In much the same way, there are opportunities all over the world for information technology to enable people to help themselves and their environment. Grameen Bank famously got into the mobile phone business, and is now one of the largest carriers in Bangladesh. Rural Bangladeshi farmers use their phones to find out what their goods are selling for in the market so that they can make the long trip only when they will get a good price. Muhammad Yunus, who founded the Grameen Bank and won the Nobel Peace Prize for his work in microcredit in 2006, has long argued that access to credit should be a fundamental human right. Why? Because he has shown over the last 30 years that a small, affordable loan unleashes the entrepreneurial power of the poor, and starts them on a path toward financial stability.

It seems to me that access to information should also be a fundamental human right. In a world where billions struggle to find a meal while hundreds of millions struggle not to eat too much, and where billions are forced to cook and heat their water with dangerous and dirty fuels, while hundreds of millions more cook the planet by cooking and heating and getting around with dangerous and dirty fuels, information may be the only way to begin to close that astoundingly unjust gap. After all, isn't one of the signs of a democracy a free press?
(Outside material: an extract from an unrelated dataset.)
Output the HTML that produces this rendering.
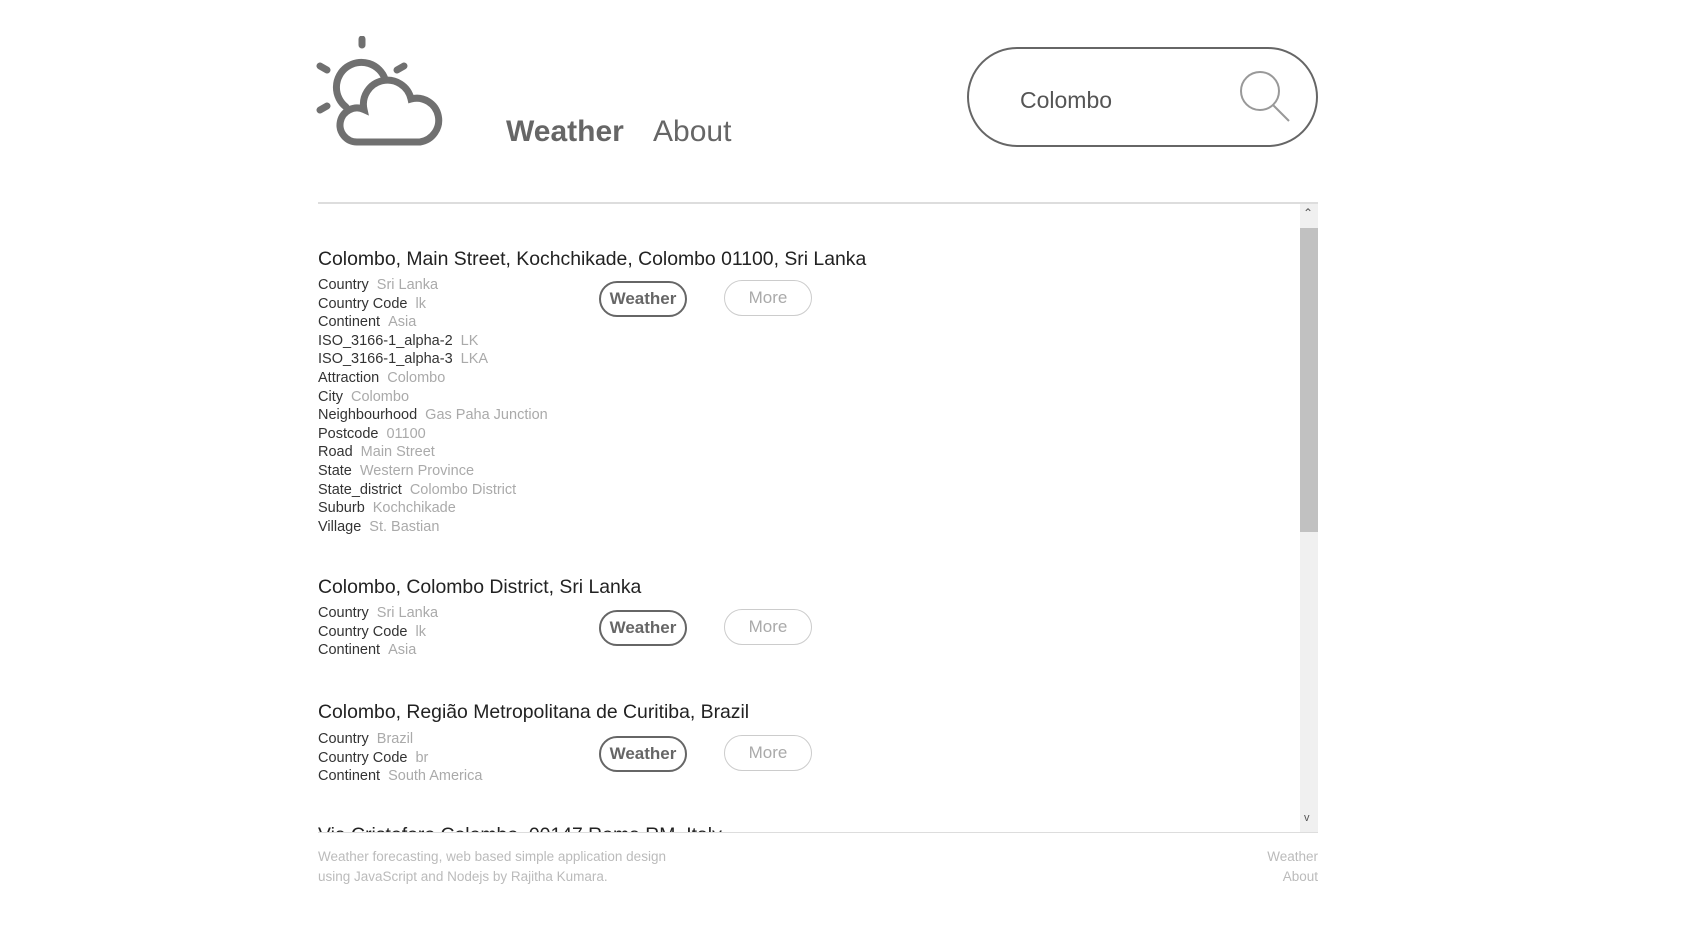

Imagine if the governments of repressive regimes were unable to block access to the internet--would not their people, with the knowledge of the rights they are being denied--reject such rule? I believe they would, and I see no reason why, given access to the right tools, the world's poor couldn't solve poverty and pollution for themselves.

Finally, given the extent to which the developed world is awash in information technology, I think it's time to design our gadgets with social justice in mind. Already, there are green iPhone and Facebook applications. Google Earth can be used to track environmental degradation. The $100 laptop is opening up new worlds to more and more children. But more can be done. As the great exhibit at the Cooper-Hewitt Museum, Design for the other 90%, showed, most of the world's designers spend their time innovating for the fraction of the world's population that can afford their designs. Instead, it is time to turn our attention toward innovating for the good of people and the planet. Every product, every piece of software should have built in it the capability to be used as a tool for the common good.

It is hard to fathom what life is like without the tools we take for granted. The unbelievable technological advancement enjoyed by wealthy countries is unprecedented in human history. But technology has always been the driving force behind social change, from stone tools to better irrigation techniques to gunpowder. Yet today the missing link to creating a more equitable world is not a lack of technologies that can foster it, but a lack of access to information about, and financing for, those technologies in the places that most urgently need them.